ORCID: https://orcid.org/0000-0001-9738-2487
(2025):
Mathematical algorithm design for deep learning under societal and judicial constraints: The algorithmic transparency requirement.
In: Applied and Computational Harmonic Analysis, Bd. 77, 101763
[PDF, 1MB]

Abstract
Deep learning still has drawbacks regarding trustworthiness, which describes a comprehensible, fair, safe, and reliable method. To mitigate the potential risk of AI, clear obligations associated with trustworthiness have been proposed via regulatory guidelines, e.g., in the European AI Act. Therefore, a central question is to what extent trustworthy deep learning can be realized. Establishing the described properties constituting trustworthiness requires that the factors influencing an algorithmic computation can be retraced, i.e., the algorithmic implementation is transparent.
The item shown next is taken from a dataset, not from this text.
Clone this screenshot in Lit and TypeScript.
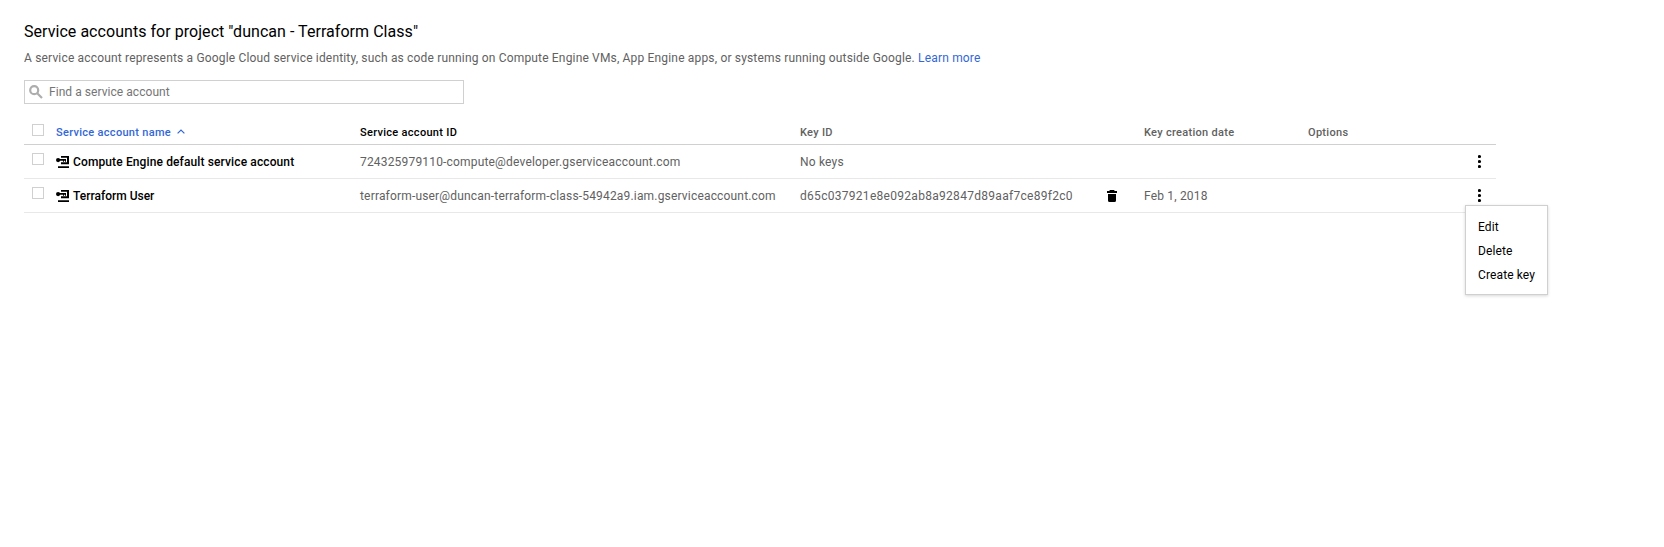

Motivated by the observation that the current evolution of deep learning models necessitates a change in computing technology, we derive a mathematical framework that enables us to analyze whether a transparent implementation in a computing model is feasible. The core idea is to formalize and subsequently relate the properties of a transparent algorithmic implementation to the mathematical model of the computing platform, thereby establishing verifiable criteria. We exemplarily apply our trustworthiness framework to analyze deep learning approaches for inverse problems in digital and analog computing models represented by Turing and Blum-Shub-Smale machines, respectively. Based on previous results, we find that Blum-Shub-Smale machines have the potential to establish trustworthy solvers for inverse problems under fairly general conditions, whereas Turing machines cannot guarantee trustworthiness to the same degree.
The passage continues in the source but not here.